The following constraints apply:

• The global transform must be a reasonable approximation of the specialized transforms (this is required for calculating the inverse transform).
• All transforms in the specializations map must have the same number of source and target dimensions than the global transform.
• All envelopes in the specializations map must have the same number of dimensions than the global transform source dimensions.
• In current implementation, each envelope must either be fully included in another envelope, or not overlap any other envelope.
Parameters:
global - the transform to use globally where there is no suitable specialization.
specializations - more accurate transforms available in some sub-areas.
Returns:
a transform applying the given global transform except in sub-areas where specializations are available.
Throws:
Illegal­Argument­Exception - if a constraint is not met.
Since:
1.0
• passThrough

public static MathTransform passThrough​(int firstAffectedCoordinate,
MathTransform subTransform,
int numTrailingCoordinates)
Creates a transform which passes through a subset of coordinates to another transform. This method returns a transform having the following dimensions:
Source: firstAffectedCoordinate + subTransform.getSourceDimensions() + numTrailingCoordinates
Target: firstAffectedCoordinate + subTransform.getTargetDimensions() + numTrailingCoordinates
Affected coordinates will range from first­Affected­Coordinate inclusive to dim­Target - num­Trailing­Coordinates exclusive.
Parameters:
first­Affected­Coordinate - index of the first affected coordinate.
sub­Transform - the sub-transform to apply on modified coordinates.
num­Trailing­Coordinates - number of trailing coordinates to pass through.
Returns:
a pass-through transform, potentially as a Pass­Through­Transform instance but not necessarily.
Since:
1.0
• compound

public static MathTransform compound​(MathTransform... components)
Puts together a list of independent math transforms, each of them operating on a subset of coordinate values.
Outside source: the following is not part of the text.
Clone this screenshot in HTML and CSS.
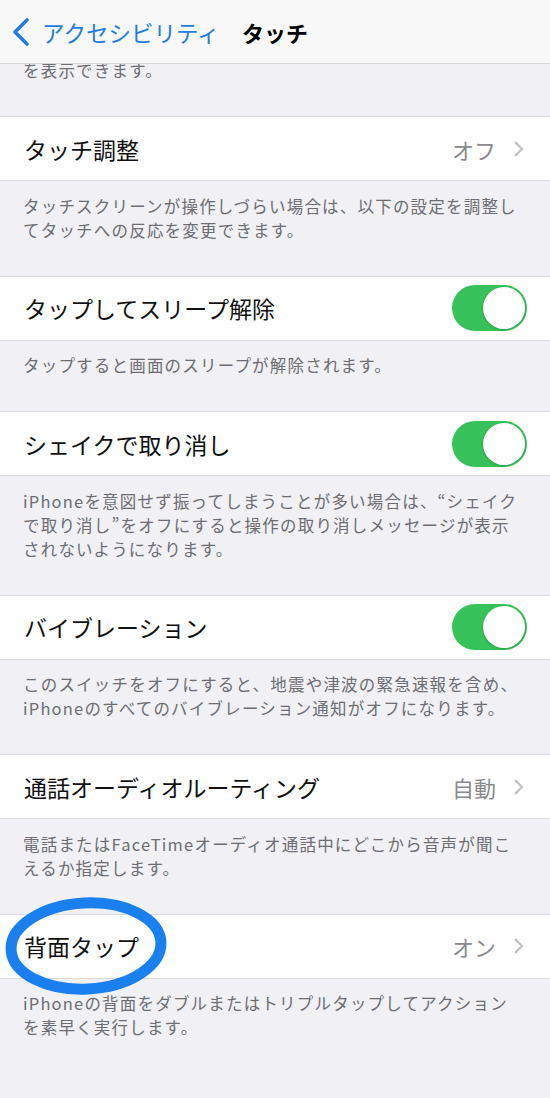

This method is often used for defining 4-dimensional (x,y,z,t) transform as an aggregation of 3 simpler transforms operating on (x,y), (z) and (t) values respectively.

Invariants:

• The source dimensions of the returned transform is equals to the sum of the source dimensions of all given transforms.
• The target dimensions of the returned transform is equals to the sum of the target dimensions of all given transforms.
Parameters:
components - the transforms to aggregate in a single transform, in the given order.
Returns:
the aggregation of all given transforms, or null if the given components array was empty.
Since:
0.6
Pass­Through­Transform, CRS​.compound(Coordinate­Reference­System...), Envelopes​.compound(Envelope...)
• concatenate

public static MathTransform concatenate​(MathTransform tr1,
MathTransform tr2,
MathTransform tr3)
throws MismatchedDimensionException
Concatenates the three given transforms. This is a convenience methods doing its job as two consecutive concatenations.
Parameters:
tr1 - the first math transform.
tr2 - the second math transform.
tr3 - the third math transform.
Returns:
the concatenated transform.
Throws:
Mismatched­Dimension­Exception - if the output dimension of a transform does not match the input dimension of next transform.
• getSteps

public static List<MathTransform> getSteps​(MathTransform transform)
Returns all single components of the given (potentially concatenated) transform. This method makes the following choice:
• If transform is null, returns an empty list.
• Otherwise if transform is the result of a call to a concatenate(…) method, returns all components. All nested concatenated transforms (if any) will be flattened.
• Otherwise returns the given transform in a list of size 1.
Parameters:
transform - the transform for which to get the components, or null.
Returns:
all single math transforms performed by this concatenated transform.
• getMatrix

public static Matrix getMatrix​(MathTransform transform,
DirectPosition position)
throws TransformException
Returns the coefficients of an affine transform in the vicinity of the given position. If the given transform is linear, then this method produces a result identical to get­Matrix(Math­Transform). Otherwise the returned matrix can be used for building a linear transform which can be used as an approximation of the given transform for short distances around the given position.
Parameters:
transform - the transform to approximate by an affine transform.
position - position in source CRS around which to get the coefficients of an affine transform approximation.
Returns:
the matrix of the given transform around the given position.
Throws:
Transform­Exception - if an error occurred while transforming the given position or computing the derivative at that position.
Since:
1.0
linear(Math­Transform, Direct­Position)
• derivativeAndTransform

public static Matrix derivativeAndTransform​(MathTransform transform,
double[] srcPts,
int srcOff,
double[] dstPts,
int dstOff)
throws TransformException
A buckle method for calculating derivative and coordinate transformation in a single step. The transform result is stored in the given destination array, and the derivative matrix is returned. Invoking this method is equivalent to the following code, except that it may execute faster with some Math­Transform implementations:
DirectPosition ptSrc = ...;
DirectPosition ptDst = ...;
Matrix matrixDst = derivative(ptSrc);
ptDst = transform(ptSrc, ptDst);
Parameters:
transform - the transform to use.
src­Pts - the array containing the source coordinate.
src­Off - the offset to the point to be transformed in the source array.
dst­Pts - the array into which the transformed coordinate is returned.
dst­Off - the offset to the location of the transformed point that is stored in the destination array.
Returns:
the matrix of the transform derivative at the given source position.
Throws:
Transform­Exception - if the point can't be transformed or if a problem occurred while calculating the derivative.